** Start of Information given **

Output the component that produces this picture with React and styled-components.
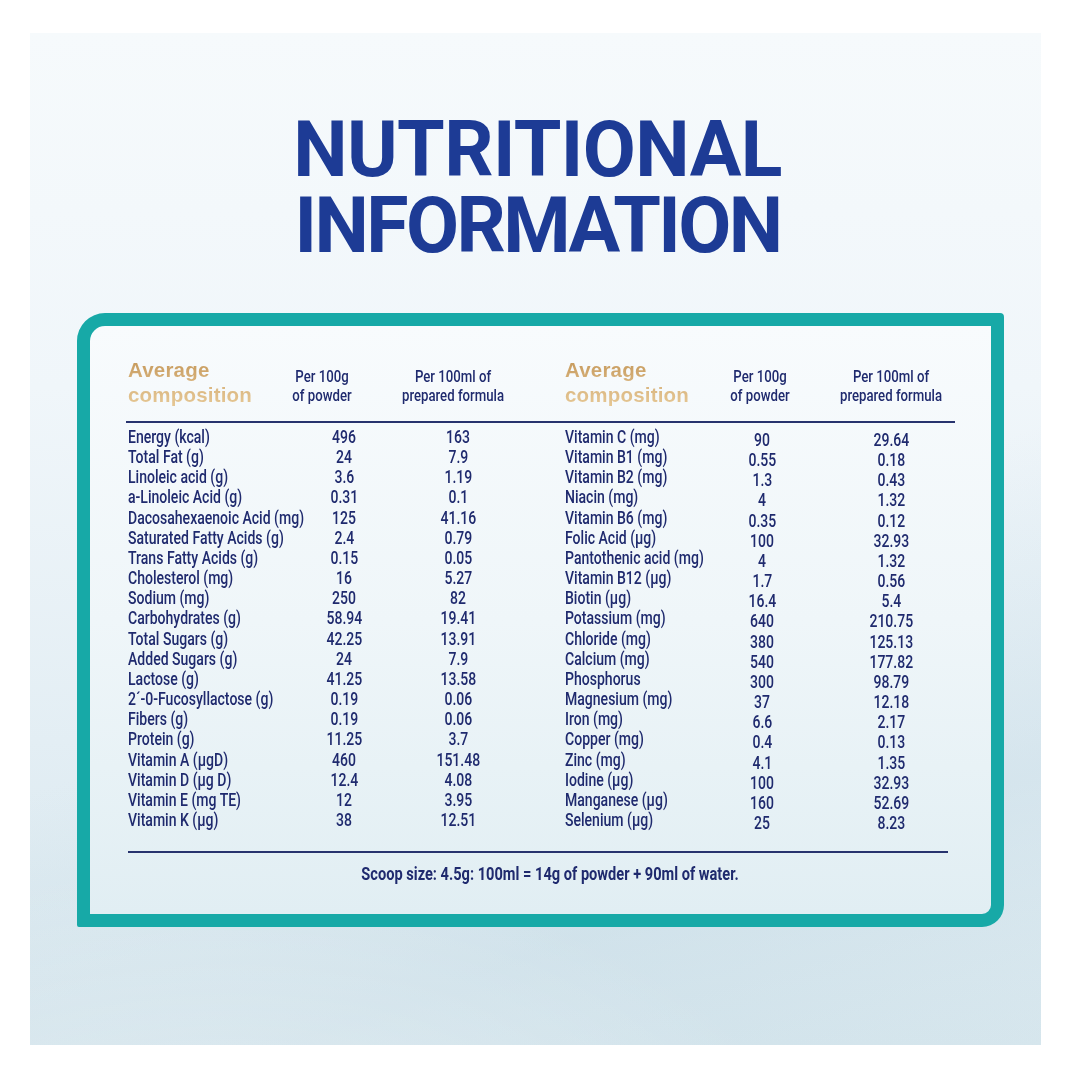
import React from "react";
import styled, { createGlobalStyle } from "styled-components";

const GlobalStyle = createGlobalStyle`
  html, body {
    margin: 0;
    padding: 0;
    background: #ffffff;
  }
  body {
    font-family: Roboto, "Liberation Sans", sans-serif;
  }
`;

const NAVY = "#1f2a6e";
const TEAL = "#17a9a7";

const Page = styled.div`
  width: 1080px;
  height: 1080px;
  padding-top: 33px;
  box-sizing: border-box;
`;

const Panel = styled.div`
  width: 1011px;
  height: 1012px;
  margin-left: 30px;
  box-sizing: border-box;
  padding-top: 79px;
  display: flex;
  flex-direction: column;
  background:
    radial-gradient(ellipse 900px 520px at 18% 118%, rgba(255, 255, 255, 0.45), rgba(255, 255, 255, 0) 70%),
    linear-gradient(160deg, rgba(255, 255, 255, 0) 55%, rgba(190, 214, 226, 0.35) 80%, rgba(255, 255, 255, 0) 100%),
    linear-gradient(180deg, #f6fafc 0%, #f0f6fa 35%, #e3eef4 70%, #d6e6ed 100%);
`;

const Title = styled.h1`
  margin: 0;
  font-family: Roboto, "Liberation Sans", sans-serif;
  font-weight: 700;
  font-size: 77px;
  line-height: 76px;
  color: #1d3b95;
  text-align: center;
  padding-left: 4px;
`;

const TitleLine = styled.span`
  display: block;
  letter-spacing: ${(p) => p.$spacing || "0px"};
`;

// the artwork uses a condensed DIN face; squeeze a regular face to match its widths
const Squeeze = styled.span`
  display: ${(p) => (p.$block ? "block" : "inline-block")};
  white-space: nowrap;
  transform: scaleX(${(p) => p.$k || 0.8});
  transform-origin: ${(p) => p.$origin || "left"} center;
`;

const Frame = styled.div`
  margin: 49px 0 0 47px;
  width: 927px;
  box-sizing: border-box;
  border: 13px solid ${TEAL};
  border-radius: 28px 4px 22px 2px;
  padding: 31px 0 0 38px;
  height: 614px;
  background: linear-gradient(180deg, #f8fbfd 0%, #eff6f9 50%, #e1eef3 100%);
  color: ${NAVY};
`;

const HeaderRow = styled.div`
  display: grid;
  grid-template-columns: 150px 88px 174px 25px 150px 90px 172px;
  align-items: center;
`;

const CompositionTitle = styled.div`
  font-family: "Liberation Sans", Arial, sans-serif;
  font-weight: 700;
  font-size: 20.5px;
  line-height: 25px;
  letter-spacing: 0.2px;
  background: linear-gradient(180deg, #c39556 0%, #d9b57f 55%, #e6c895 100%);
  -webkit-background-clip: text;
  background-clip: text;
  color: transparent;
  grid-column: ${(p) => p.$col};
`;

const ColHead = styled.div`
  font-size: 16.5px;
  font-weight: 500;
  line-height: 19px;
  text-align: center;
  padding-top: 8px;
  grid-column: ${(p) => p.$col};
`;

const Rule = styled.div`
  height: ${(p) => p.$thick || 2}px;
  width: ${(p) => p.$width}px;
  margin-left: ${(p) => p.$left || 0}px;
  margin-top: ${(p) => p.$top}px;
  background: #27336e;
`;

const Body = styled.div`
  display: flex;
  margin-top: 4px;
`;

const Half = styled.div`
  display: grid;
  grid-template-columns: ${(p) => p.$cols};
  margin-right: ${(p) => p.$gap || 0}px;
`;

const Label = styled.div`
  font-size: 18px;
  font-weight: 500;
  line-height: 20.15px;
  white-space: nowrap;
`;

const Value = styled.div`
  font-size: 17.5px;
  font-weight: 500;
  line-height: 20.15px;
  text-align: center;
  position: relative;
  top: ${(p) => (p.$shift ? 3 : 0)}px;
`;

const Note = styled.div`
  font-weight: 700;
  font-size: 17.5px;
  text-align: center;
  width: 844px;
  margin-top: 11px;
`;

const leftRows = [
  ["Energy (kcal)", "496", "163"],
  ["Total Fat (g)", "24", "7.9"],
  ["Linoleic acid (g)", "3.6", "1.19"],
  ["a-Linoleic Acid (g)", "0.31", "0.1"],
  ["Dacosahexaenoic Acid (mg)", "125", "41.16"],
  ["Saturated Fatty Acids (g)", "2.4", "0.79"],
  ["Trans Fatty Acids (g)", "0.15", "0.05"],
  ["Cholesterol (mg)", "16", "5.27"],
  ["Sodium (mg)", "250", "82"],
  ["Carbohydrates (g)", "58.94", "19.41"],
  ["Total Sugars (g)", "42.25", "13.91"],
  ["Added Sugars (g)", "24", "7.9"],
  ["Lactose (g)", "41.25", "13.58"],
  ["2\u00b4-0-Fucosyllactose (g)", "0.19", "0.06"],
  ["Fibers (g)", "0.19", "0.06"],
  ["Protein (g)", "11.25", "3.7"],
  ["Vitamin A (\u00b5gD)", "460", "151.48"],
  ["Vitamin D (\u00b5g D)", "12.4", "4.08"],
  ["Vitamin E (mg TE)", "12", "3.95"],
  ["Vitamin K (\u00b5g)", "38", "12.51"],
];

const rightRows = [
  ["Vitamin C (mg)", "90", "29.64"],
  ["Vitamin B1 (mg)", "0.55", "0.18"],
  ["Vitamin B2 (mg)", "1.3", "0.43"],
  ["Niacin (mg)", "4", "1.32"],
  ["Vitamin B6 (mg)", "0.35", "0.12"],
  ["Folic Acid (\u00b5g)", "100", "32.93"],
  ["Pantothenic acid (mg)", "4", "1.32"],
  ["Vitamin B12 (\u00b5g)", "1.7", "0.56"],
  ["Biotin (\u00b5g)", "16.4", "5.4"],
  ["Potassium (mg)", "640", "210.75"],
  ["Chloride (mg)", "380", "125.13"],
  ["Calcium (mg)", "540", "177.82"],
  ["Phosphorus", "300", "98.79"],
  ["Magnesium (mg)", "37", "12.18"],
  ["Iron (mg)", "6.6", "2.17"],
  ["Copper (mg)", "0.4", "0.13"],
  ["Zinc (mg)", "4.1", "1.35"],
  ["Iodine (\u00b5g)", "100", "32.93"],
  ["Manganese (\u00b5g)", "160", "52.69"],
  ["Selenium (\u00b5g)", "25", "8.23"],
];

const NutrientRows = ({ rows, shift }) =>
  rows.map(([name, powder, formula]) => (
    <React.Fragment key={name}>
      <Label>
        <Squeeze $k={0.78}>{name}</Squeeze>
      </Label>
      <Value $shift={shift}>
        <Squeeze $origin="center">{powder}</Squeeze>
      </Value>
      <Value $shift={shift}>
        <Squeeze $origin="center">{formula}</Squeeze>
      </Value>
    </React.Fragment>
  ));

const ColumnHeads = ({ start }) => (
  <>
    <CompositionTitle $col={start}>
      Average
      <br />
      composition
    </CompositionTitle>
    <ColHead $col={start + 1}>
      <Squeeze $block $origin="center">Per 100g</Squeeze>
      <Squeeze $block $origin="center">of powder</Squeeze>
    </ColHead>
    <ColHead $col={start + 2}>
      <Squeeze $block $origin="center">Per 100ml of</Squeeze>
      <Squeeze $block $origin="center">prepared formula</Squeeze>
    </ColHead>
  </>
);

export default function App() {
  return (
    <Page>
      <GlobalStyle />
      <Panel>
        <Title>
          <TitleLine $spacing="-0.6px">NUTRITIONAL</TitleLine>
          <TitleLine $spacing="-2.6px">INFORMATION</TitleLine>
        </Title>

        <Frame>
          <HeaderRow>
            <ColumnHeads start={1} />
            <ColumnHeads start={5} />
          </HeaderRow>

          <Rule $width={829} $left={-2} $top={14} />

          <Body>
            <Half $cols="176px 80px 148px" $gap={33}>
              <NutrientRows rows={leftRows} />
            </Half>
            <Half $cols="157px 80px 178px">
              <NutrientRows rows={rightRows} shift />
            </Half>
          </Body>

          <Rule $width={820} $top={21} $thick={1.5} />
          <Note>
            <Squeeze $block $origin="center" $k={0.835}>
              Scoop size: 4.5g: 100ml = 14g of powder + 90ml of water.
            </Squeeze>
          </Note>
        </Frame>
      </Panel>
    </Page>
  );
}
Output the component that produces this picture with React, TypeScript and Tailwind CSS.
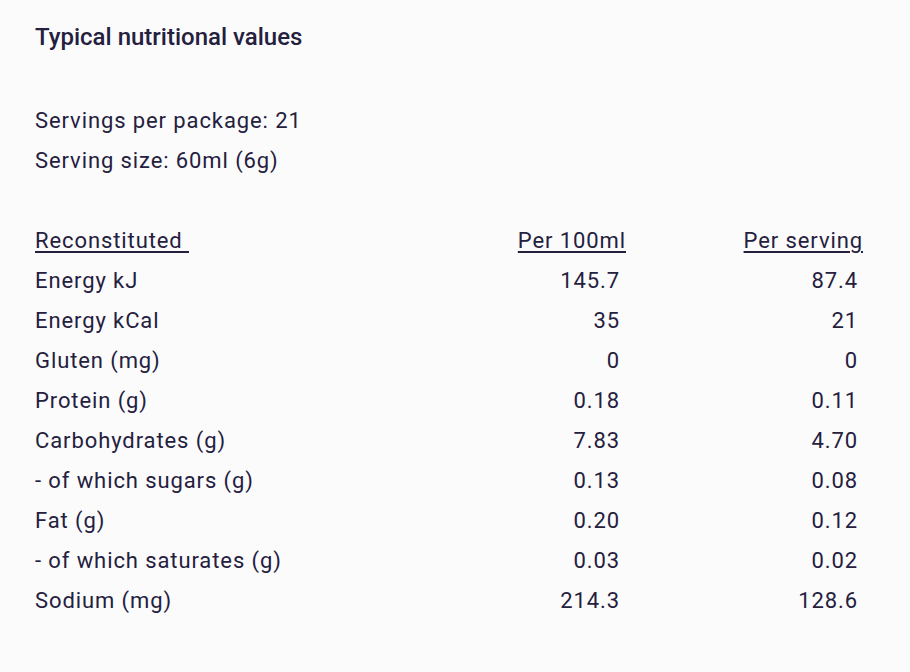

** End of Information given **

From the entries above, pull out each line that includes "produces".

Output the component that produces this picture with React and styled-components.
Output the component that produces this picture with React, TypeScript and Tailwind CSS.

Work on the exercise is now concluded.